WHAT YOU WILL DO ->
In the data, extract each line that holds the string "styles".

INFORMATION SUPPLIED ->
==================================================

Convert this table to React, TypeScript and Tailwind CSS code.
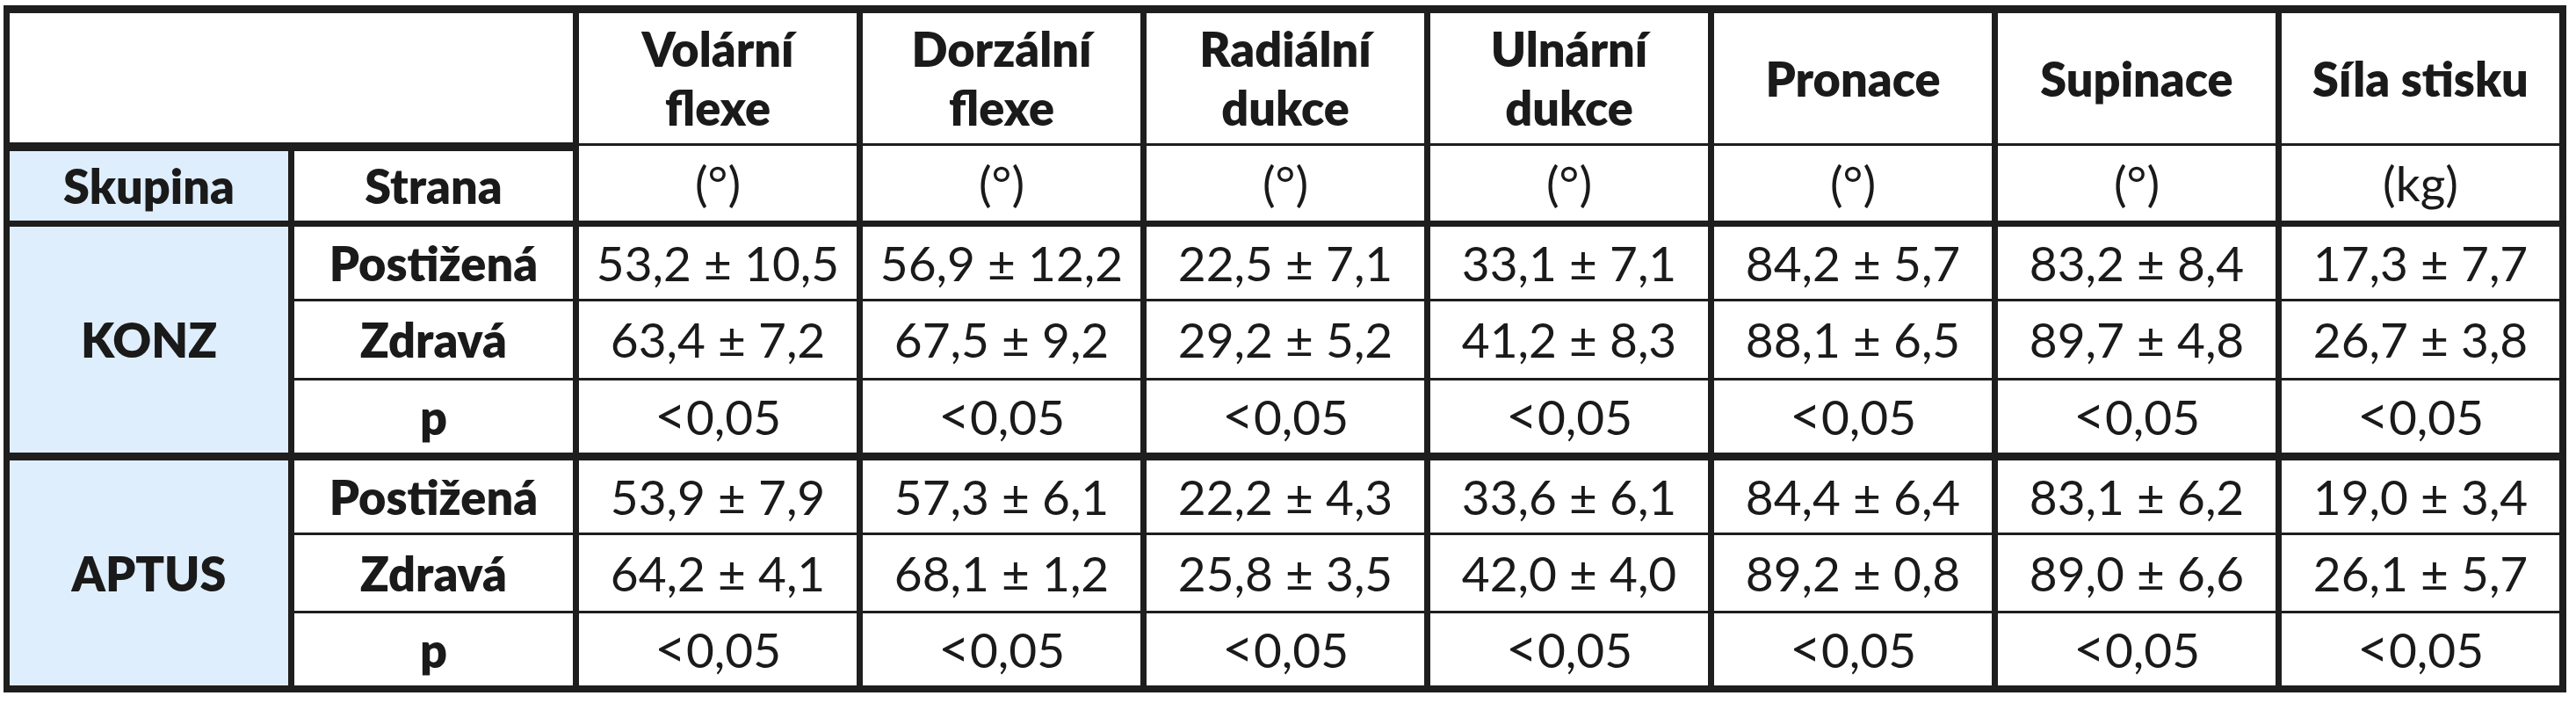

==================================================

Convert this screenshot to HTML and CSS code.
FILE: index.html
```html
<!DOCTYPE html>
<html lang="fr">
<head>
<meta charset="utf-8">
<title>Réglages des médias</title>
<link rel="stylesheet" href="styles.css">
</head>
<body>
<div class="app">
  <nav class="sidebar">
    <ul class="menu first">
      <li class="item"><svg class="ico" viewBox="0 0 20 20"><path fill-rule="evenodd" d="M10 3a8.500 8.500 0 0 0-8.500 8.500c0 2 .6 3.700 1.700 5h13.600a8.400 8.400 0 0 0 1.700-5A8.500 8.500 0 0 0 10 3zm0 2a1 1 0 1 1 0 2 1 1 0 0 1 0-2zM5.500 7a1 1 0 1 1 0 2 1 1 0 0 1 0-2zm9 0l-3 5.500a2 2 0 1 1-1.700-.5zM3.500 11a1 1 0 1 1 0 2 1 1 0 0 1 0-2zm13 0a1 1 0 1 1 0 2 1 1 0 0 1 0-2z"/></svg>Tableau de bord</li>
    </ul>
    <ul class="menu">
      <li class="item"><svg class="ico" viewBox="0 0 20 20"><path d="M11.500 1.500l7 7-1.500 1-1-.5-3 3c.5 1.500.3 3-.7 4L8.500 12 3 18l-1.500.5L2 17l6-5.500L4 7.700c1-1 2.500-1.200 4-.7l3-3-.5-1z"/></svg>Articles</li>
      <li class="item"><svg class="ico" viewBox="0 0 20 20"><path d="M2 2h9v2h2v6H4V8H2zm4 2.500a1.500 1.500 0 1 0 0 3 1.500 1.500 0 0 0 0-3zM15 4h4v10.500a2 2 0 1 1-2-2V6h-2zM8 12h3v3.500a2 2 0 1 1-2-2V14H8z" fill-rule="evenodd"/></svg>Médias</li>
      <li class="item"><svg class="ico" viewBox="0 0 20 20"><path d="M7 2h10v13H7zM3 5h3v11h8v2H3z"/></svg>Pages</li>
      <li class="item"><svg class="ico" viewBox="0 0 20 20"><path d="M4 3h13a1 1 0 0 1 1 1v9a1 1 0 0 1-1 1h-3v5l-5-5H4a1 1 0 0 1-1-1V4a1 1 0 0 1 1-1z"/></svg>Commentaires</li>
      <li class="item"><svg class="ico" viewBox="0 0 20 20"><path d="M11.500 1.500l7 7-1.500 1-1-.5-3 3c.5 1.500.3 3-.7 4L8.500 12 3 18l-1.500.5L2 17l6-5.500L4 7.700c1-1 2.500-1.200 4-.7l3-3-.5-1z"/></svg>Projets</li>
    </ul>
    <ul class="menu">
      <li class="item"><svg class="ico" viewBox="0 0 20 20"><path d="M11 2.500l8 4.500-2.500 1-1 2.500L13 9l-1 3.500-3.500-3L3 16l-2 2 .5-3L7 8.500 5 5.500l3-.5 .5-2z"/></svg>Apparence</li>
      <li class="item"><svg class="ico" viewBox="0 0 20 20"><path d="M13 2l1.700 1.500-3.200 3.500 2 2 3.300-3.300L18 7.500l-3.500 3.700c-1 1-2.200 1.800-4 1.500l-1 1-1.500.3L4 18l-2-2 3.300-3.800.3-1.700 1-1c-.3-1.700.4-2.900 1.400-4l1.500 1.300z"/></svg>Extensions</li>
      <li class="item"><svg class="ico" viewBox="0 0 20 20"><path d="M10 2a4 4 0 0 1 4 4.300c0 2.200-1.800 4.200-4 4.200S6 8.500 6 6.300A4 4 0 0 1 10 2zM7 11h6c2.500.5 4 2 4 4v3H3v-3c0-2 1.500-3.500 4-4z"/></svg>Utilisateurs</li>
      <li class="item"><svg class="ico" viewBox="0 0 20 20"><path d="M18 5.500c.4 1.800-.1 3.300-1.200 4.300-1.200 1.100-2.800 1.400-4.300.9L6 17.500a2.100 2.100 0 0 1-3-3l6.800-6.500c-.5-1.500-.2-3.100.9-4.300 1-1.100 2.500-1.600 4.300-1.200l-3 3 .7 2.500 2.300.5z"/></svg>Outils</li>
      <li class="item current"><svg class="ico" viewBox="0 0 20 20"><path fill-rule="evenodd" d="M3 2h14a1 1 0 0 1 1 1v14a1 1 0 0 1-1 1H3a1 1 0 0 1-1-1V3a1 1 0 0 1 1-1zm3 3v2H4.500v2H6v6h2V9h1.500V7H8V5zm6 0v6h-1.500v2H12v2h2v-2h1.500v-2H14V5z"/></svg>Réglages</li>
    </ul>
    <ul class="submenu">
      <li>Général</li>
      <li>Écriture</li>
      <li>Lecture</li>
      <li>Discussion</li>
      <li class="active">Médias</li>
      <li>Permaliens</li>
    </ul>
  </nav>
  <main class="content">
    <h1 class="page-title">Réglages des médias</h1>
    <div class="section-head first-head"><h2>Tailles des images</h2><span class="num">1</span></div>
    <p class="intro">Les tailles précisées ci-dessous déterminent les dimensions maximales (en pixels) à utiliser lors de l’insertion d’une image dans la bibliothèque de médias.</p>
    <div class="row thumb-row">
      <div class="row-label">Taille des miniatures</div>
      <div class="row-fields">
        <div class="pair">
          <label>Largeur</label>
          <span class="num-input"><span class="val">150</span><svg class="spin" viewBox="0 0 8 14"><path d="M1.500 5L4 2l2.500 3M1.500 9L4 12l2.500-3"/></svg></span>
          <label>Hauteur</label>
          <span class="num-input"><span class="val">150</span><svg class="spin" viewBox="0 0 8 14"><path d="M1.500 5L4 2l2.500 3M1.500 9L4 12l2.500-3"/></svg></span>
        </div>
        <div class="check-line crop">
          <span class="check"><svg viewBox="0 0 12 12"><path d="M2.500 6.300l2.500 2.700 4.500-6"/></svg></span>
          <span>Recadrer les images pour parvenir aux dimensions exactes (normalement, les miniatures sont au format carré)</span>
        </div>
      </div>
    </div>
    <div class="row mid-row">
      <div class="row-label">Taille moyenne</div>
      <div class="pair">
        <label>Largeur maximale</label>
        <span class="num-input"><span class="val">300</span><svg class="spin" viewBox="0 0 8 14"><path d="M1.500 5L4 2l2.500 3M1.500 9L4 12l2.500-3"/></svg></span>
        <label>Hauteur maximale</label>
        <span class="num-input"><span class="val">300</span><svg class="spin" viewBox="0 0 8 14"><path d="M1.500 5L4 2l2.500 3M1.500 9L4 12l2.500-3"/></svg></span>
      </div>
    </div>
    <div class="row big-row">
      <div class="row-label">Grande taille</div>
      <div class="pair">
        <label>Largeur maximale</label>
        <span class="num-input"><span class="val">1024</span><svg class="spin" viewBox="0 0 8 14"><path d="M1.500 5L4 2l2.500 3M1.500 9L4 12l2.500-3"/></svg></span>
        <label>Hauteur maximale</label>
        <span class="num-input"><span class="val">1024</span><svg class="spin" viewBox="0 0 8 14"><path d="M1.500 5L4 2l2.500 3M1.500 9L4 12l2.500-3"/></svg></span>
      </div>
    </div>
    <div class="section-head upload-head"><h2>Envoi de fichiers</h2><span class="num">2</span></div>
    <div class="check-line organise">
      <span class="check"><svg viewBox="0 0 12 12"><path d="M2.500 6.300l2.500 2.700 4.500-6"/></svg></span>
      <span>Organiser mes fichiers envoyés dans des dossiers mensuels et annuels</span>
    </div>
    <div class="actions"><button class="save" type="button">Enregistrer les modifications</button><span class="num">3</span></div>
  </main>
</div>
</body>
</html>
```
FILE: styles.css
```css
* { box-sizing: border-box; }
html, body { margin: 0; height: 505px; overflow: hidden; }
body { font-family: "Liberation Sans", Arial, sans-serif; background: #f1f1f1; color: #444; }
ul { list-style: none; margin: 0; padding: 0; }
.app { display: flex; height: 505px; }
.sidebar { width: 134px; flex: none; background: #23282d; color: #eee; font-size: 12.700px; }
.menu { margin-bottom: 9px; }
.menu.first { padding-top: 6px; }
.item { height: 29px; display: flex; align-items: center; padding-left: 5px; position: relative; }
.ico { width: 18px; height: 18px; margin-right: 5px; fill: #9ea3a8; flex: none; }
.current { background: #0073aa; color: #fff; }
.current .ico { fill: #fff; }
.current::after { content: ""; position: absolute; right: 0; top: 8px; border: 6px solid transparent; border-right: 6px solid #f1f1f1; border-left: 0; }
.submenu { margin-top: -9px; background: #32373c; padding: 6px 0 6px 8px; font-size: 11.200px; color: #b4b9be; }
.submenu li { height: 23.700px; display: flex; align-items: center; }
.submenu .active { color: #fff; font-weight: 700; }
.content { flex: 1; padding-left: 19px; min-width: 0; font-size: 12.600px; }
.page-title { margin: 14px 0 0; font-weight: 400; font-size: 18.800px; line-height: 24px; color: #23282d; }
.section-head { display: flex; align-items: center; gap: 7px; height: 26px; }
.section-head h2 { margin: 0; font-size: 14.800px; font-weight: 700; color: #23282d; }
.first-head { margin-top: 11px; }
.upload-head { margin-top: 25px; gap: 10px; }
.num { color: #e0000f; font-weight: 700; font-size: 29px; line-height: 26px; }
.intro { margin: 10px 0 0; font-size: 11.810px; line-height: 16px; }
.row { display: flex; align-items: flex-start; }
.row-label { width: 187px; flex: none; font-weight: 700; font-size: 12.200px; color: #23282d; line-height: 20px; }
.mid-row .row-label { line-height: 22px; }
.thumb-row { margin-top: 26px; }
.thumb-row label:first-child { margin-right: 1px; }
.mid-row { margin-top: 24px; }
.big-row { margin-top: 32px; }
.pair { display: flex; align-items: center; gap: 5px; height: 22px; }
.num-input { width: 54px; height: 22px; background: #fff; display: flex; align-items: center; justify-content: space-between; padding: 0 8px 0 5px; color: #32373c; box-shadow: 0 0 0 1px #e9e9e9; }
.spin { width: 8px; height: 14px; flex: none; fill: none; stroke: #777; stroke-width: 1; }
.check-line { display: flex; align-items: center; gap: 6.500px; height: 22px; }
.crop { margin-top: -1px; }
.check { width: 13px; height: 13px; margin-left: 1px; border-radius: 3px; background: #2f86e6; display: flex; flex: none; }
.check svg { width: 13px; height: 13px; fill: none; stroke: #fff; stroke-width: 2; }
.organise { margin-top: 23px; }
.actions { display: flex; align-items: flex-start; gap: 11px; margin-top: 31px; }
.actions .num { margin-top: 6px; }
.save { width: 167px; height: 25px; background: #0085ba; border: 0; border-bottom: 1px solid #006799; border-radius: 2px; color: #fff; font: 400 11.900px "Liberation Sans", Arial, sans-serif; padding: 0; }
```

==================================================

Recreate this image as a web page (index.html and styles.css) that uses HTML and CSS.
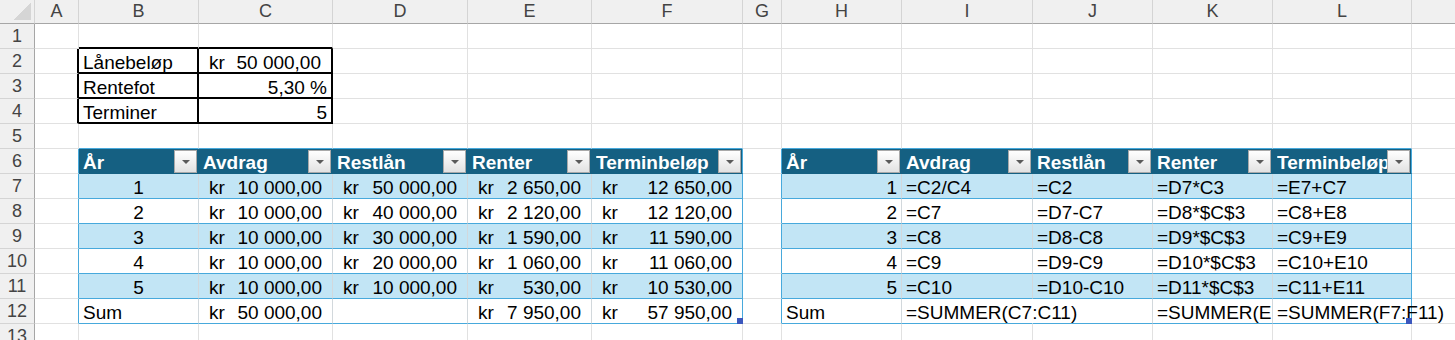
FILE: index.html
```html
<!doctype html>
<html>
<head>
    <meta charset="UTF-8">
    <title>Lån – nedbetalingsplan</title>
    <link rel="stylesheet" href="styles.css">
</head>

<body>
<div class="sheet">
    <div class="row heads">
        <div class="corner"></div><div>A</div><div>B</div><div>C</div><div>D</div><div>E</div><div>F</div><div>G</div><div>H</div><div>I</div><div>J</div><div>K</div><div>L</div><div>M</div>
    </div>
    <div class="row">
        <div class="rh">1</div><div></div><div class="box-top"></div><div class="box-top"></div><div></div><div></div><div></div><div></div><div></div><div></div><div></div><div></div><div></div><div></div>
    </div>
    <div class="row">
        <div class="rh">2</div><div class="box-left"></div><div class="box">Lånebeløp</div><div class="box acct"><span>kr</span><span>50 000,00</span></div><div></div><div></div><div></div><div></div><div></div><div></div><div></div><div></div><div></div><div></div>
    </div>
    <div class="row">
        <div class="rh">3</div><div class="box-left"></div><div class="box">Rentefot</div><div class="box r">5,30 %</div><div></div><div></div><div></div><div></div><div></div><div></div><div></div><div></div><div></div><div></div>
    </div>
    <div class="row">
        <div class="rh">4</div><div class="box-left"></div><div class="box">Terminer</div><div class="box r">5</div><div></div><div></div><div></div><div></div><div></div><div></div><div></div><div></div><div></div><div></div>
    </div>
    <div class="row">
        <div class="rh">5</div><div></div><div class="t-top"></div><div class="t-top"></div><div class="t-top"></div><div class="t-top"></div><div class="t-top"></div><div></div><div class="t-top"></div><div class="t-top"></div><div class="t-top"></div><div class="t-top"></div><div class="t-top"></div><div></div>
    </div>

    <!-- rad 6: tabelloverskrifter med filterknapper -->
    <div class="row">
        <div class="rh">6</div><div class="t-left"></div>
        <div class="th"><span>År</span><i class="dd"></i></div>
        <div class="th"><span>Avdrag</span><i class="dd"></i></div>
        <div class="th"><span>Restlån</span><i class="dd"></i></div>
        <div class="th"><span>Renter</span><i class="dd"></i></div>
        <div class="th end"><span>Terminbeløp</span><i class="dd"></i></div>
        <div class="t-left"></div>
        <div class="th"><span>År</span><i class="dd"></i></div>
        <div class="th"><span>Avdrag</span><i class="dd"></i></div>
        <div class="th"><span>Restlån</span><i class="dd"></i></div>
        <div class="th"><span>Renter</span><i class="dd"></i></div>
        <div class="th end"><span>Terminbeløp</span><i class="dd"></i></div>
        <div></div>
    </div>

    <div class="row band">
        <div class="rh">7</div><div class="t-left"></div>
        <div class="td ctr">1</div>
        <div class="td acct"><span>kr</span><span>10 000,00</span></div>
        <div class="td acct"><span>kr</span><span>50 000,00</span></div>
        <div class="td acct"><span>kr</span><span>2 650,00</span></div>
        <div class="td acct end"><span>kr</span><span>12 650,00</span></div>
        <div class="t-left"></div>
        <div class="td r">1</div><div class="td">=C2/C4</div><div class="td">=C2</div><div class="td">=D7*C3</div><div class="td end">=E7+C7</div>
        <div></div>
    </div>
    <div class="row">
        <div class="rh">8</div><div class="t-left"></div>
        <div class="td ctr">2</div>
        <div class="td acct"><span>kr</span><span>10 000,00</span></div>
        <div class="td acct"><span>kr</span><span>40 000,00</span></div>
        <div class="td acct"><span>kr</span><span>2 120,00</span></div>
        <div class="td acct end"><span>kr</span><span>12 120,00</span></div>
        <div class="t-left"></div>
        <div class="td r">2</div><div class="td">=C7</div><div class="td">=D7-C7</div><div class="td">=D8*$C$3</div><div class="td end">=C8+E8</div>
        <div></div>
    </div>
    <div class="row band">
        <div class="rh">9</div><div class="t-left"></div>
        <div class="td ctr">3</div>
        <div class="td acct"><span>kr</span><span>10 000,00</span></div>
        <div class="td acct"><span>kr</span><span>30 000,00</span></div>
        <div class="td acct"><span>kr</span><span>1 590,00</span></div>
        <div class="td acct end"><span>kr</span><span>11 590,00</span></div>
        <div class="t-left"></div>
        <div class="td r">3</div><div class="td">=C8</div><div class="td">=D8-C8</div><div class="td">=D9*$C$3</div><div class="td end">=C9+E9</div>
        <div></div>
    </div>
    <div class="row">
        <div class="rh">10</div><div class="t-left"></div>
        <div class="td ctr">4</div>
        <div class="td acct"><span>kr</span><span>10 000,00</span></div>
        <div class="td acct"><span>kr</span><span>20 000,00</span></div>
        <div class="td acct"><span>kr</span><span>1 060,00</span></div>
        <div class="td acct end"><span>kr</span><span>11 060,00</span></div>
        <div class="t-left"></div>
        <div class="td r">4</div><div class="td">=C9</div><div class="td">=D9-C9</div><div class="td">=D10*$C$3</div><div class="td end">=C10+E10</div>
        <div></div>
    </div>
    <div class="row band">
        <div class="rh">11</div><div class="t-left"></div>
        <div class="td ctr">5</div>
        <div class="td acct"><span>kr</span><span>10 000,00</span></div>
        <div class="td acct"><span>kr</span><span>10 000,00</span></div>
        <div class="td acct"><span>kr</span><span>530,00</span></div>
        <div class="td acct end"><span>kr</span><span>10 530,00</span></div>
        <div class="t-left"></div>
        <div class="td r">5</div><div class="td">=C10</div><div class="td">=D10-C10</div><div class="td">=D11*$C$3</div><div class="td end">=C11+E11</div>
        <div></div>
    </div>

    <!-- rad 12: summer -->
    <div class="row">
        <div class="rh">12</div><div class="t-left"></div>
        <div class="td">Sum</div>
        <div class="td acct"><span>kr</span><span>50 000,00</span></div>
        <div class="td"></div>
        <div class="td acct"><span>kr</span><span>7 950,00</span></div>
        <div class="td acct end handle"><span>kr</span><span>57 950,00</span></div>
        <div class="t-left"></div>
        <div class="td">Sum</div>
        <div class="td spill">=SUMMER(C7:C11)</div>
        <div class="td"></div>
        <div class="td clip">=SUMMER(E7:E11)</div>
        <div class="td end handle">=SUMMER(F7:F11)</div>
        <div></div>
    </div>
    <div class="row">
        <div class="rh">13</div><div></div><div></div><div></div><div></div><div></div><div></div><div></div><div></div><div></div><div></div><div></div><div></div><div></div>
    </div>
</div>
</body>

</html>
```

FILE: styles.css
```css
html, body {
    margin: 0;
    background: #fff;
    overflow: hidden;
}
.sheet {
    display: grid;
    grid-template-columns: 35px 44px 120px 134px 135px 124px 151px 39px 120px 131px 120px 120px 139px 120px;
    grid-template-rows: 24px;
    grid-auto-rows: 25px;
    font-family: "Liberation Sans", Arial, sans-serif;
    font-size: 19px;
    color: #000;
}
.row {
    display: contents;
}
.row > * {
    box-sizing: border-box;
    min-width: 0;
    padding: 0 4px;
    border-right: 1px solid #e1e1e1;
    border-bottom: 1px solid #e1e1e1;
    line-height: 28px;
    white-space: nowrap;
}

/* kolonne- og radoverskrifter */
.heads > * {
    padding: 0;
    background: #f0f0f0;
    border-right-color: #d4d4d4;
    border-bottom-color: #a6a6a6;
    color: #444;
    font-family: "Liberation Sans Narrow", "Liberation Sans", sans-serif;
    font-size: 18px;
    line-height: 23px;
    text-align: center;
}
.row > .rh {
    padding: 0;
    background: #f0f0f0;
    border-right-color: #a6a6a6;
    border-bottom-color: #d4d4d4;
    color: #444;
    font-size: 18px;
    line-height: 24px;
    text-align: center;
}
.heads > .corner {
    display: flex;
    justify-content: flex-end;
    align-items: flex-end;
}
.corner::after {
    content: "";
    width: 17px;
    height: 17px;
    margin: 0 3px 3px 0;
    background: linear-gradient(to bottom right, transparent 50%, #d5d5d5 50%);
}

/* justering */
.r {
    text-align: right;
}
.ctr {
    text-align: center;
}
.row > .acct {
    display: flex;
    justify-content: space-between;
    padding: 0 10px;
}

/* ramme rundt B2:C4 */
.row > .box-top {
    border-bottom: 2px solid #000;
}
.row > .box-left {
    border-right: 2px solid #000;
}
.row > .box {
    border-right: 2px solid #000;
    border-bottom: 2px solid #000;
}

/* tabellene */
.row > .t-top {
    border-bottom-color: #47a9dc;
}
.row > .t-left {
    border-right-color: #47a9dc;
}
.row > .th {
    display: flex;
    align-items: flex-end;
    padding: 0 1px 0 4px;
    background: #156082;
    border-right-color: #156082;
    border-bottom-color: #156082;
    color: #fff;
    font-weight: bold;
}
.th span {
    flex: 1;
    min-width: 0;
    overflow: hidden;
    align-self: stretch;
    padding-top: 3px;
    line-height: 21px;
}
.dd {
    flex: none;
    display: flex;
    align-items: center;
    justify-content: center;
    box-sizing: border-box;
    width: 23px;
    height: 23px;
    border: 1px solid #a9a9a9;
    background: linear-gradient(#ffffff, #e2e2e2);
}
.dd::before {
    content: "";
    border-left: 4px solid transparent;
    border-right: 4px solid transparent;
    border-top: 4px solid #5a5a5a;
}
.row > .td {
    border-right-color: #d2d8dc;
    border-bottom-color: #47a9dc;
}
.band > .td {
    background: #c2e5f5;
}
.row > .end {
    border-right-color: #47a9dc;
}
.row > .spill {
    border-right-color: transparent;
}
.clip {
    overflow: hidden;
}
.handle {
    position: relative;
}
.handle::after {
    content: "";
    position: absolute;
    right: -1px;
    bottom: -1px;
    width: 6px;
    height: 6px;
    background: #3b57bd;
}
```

==================================================

RESPONSE FOR THIS EXERCISE ->
<link rel="stylesheet" href="styles.css">
FILE: styles.css
Recreate this image as a web page (index.html and styles.css) that uses HTML and CSS.
    <link rel="stylesheet" href="styles.css">
FILE: styles.css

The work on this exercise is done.